RTL Group Files Complaint With EC Over Hungary Ad Tax

  • 17 Dec 2014 8:00 AM
RTL Group Files Complaint With EC Over Hungary Ad Tax
Luxembourg-based RTL Group filed an official complaint with the European Commission on Thursday over Hungary’s new tax on the advertising revenues of media outlets. RTL argues that the tax is “confiscatory” in that it aims to collect 80% of the tax (HUF 4,5 billion or USD 18,7 million) from an independent media group possessing just 13.5% market share.

The official position paper issued by RTL Group when filing the complaint can be read here.

The complaint was sent to the European Commissioner for Taxation, Algirdas Šemeta. If he finds the complaint to be well-founded, he will then forward it to the European Court of Justice in Strasbourg with the recommendation that it start a legal case against Hungary.

Commissioner Šemeta’s spokesperson, Emer Traynor, told the Beacon that that the EC is concerned about the Hungary ad tax:

Hungary’s Special Advertising Tax law raises questions across several policy areas. The Commission services (Taxation and Customs Union Directorate General, DG TAXUD) is concerned to ensure that the fundamental freedoms are respected and that the internal market is not undermined.

On 21 August 2014 the Commission sent an EU PILOT letter to the Hungarian authorities requesting necessary information to verify whether the legislation at issue is not indirectly discriminatory in its effect on foreign-owned media providers linked to companies with registered office in another EU/EEA State.

Once we receive the reply of the Hungarian authorities the Commission services will carefully analyse it. It is only once this analysis is completed that the Commission will decide whether to take any further steps, i.e. to open an infringement procedure against Hungary, to ensure the full application of EU law.

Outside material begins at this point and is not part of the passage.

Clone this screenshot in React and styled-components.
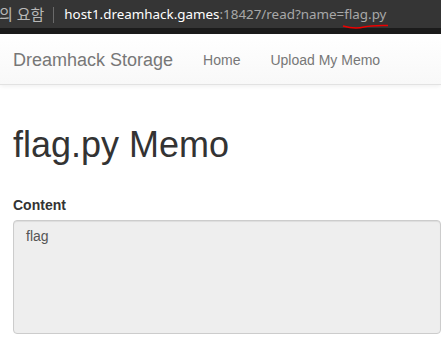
import React from 'react';
import styled, { createGlobalStyle } from 'styled-components';

const GlobalStyle = createGlobalStyle`
  html, body {
    margin: 0;
    padding: 0;
    background: #fff;
    overflow: hidden;
  }
  body {
    font-family: "Liberation Sans", Arial, sans-serif;
    font-size: 14px;
    line-height: 1.42857;
    color: #333;
  }
`;

const AddressBar = styled.div`
  box-sizing: border-box;
  height: 34px;
  padding: 1px 0 6px;
  background: linear-gradient(to bottom, #353535 0, #353535 28px, #1b1b1b 28px, #1b1b1b 100%);
  display: flex;
  align-items: center;
  font-family: "Noto Sans", "Noto Sans CJK KR", sans-serif;
  font-size: 13.4px;
  white-space: nowrap;
  overflow: hidden;
`;

const Hint = styled.span`
  color: #b8b8b8;
  font-size: 15px;
  margin-left: -1px;
`;

const Divider = styled.span`
  width: 1px;
  height: 16px;
  background: #6a6a6a;
  margin: 0 10px 0 9px;
`;

const Host = styled.span`
  color: #fff;
`;

const Path = styled.span`
  color: #a8a8a8;
`;

const Marked = styled.span`
  position: relative;
  color: #a8a8a8;

  svg {
    position: absolute;
    left: -2px;
    top: 19px;
  }
`;

const Navbar = styled.nav`
  box-sizing: border-box;
  height: 51px;
  padding: 1px 0 0 13px;
  background: linear-gradient(to bottom, #fff 0%, #f8f8f8 100%);
  border-bottom: 1px solid #e2e2e2;
  box-shadow: 0 1px 5px rgba(0, 0, 0, 0.075);
  display: flex;
  align-items: center;
`;

const Brand = styled.a`
  font-size: 18px;
  line-height: 20px;
  color: #777;
  padding-right: 15px;
  text-decoration: none;
`;

const NavLink = styled.a`
  padding: 15px;
  line-height: 20px;
  color: #777;
  text-decoration: none;
`;

const Container = styled.div`
  padding: 40px 0 0 13px;
`;

const Title = styled.h1`
  font-size: 36px;
  font-weight: 500;
  line-height: 1.1;
  margin: 0 0 31px;
  color: #333;
`;

const Label = styled.label`
  display: block;
  font-weight: bold;
  margin-bottom: 4px;
`;

const ContentBox = styled.div`
  box-sizing: border-box;
  width: 428px;
  height: 114px;
  padding: 6px 12px;
  background: #eee;
  border: 1px solid #ccc;
  border-radius: 4px;
  box-shadow: inset 0 1px 1px rgba(0, 0, 0, 0.075);
  color: #555;
`;

export default function App() {
  return (
    <>
      <GlobalStyle />
      <AddressBar>
        <Hint>의 요함</Hint>
        <Divider />
        <Host>host1.dreamhack.games</Host>
        <Path>:18427/read?name=</Path>
        <Marked>
          flag.py
          <svg width="48" height="6" viewBox="0 0 48 6">
            <path d="M1 2 C8 4 14 5 22 3 C30 1 38 1.5 46 1.5" fill="none" stroke="#e00" strokeWidth="1.6" />
          </svg>
        </Marked>
      </AddressBar>
      <Navbar>
        <Brand href="#">Dreamhack Storage</Brand>
        <NavLink href="#">Home</NavLink>
        <NavLink href="#">Upload My Memo</NavLink>
      </Navbar>
      <Container>
        <Title>flag.py Memo</Title>
        <Label>Content</Label>
        <ContentBox>flag</ContentBox>
      </Container>
    </>
  );
}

The Commission is also in contact with the Hungarian authorities regarding possible state aid aspects.

In response to the complaint, Hungarian government spokesperson Éva Kurucz issued this statement to the Hungarian News Agency (MTI):

The Hungarian government will stand up to defend the advertisement tax even before Brussels institutions if need be. This is the matter of the sharing of taxation. Our government will defend this tax, as it has previously defended the banking tax and the utility price reductions. This is not the first instance when private economic actors tried to exercise pressure on the Hungarian state.

In response to the ad tax, RTL started to broadcast news that was uncharacteristically critical of the goverment. In doing so it increased viewership of its evening news program by some 200,000 viewers.

The media company bases its legal reasoning on certain provisions of the EEA Agreement guaranteeing non-nationals the freedom to establish businesses in any country that is part of the European Economic Area.

Furthermore they argue that the disproportionate taxation violates the principle of freedom of expression “via a media that is independent from the government”. The complaint argues that freedom of speech via media outlets is a European right guaranteed both by Article 11 of the Charter of Fundamental Rights and the European Convention for the Protection of Human Rights and Fundamental Freedoms.

According to RTL Group spokesperson Oliver Fahlbusch the complaint itself builds “on several reasons, including media pluralism and discriminatory tax as well as infringement of the freedom of establishment”.

In a position paper sent to the Beacon, RTL calls the tax levied on the advertising revenues of media outlets a “discriminatory measure” which disproportionately affects RTL Klub, Hungary’s largest independent media outlet. The paper argues that of the HUF 1.3 billion in tax collected from media companies as advance payment in total, RTL paid HUF 1.05 billion (EUR 3.4 million), or roughly 80% of the total amount. According to the RTL position paper “this is grossly unfair given that RTL Hungary’s estimated share of the advertising market is just 13.5%”.

By way of conclusion the position paper adds

(t)he tax law is the latest step in a worrying trend that restricts independent voices in the media in Hungary. [...] Given the fact that the new tax disproportionally affects RTL Group, which is an EU-based entity, compared to locally owned channels, this new tax could well be counter-productive: foreign companies are likely to be discouraged from investing, given the uncertainty caused by such punitive and discriminatory taxes.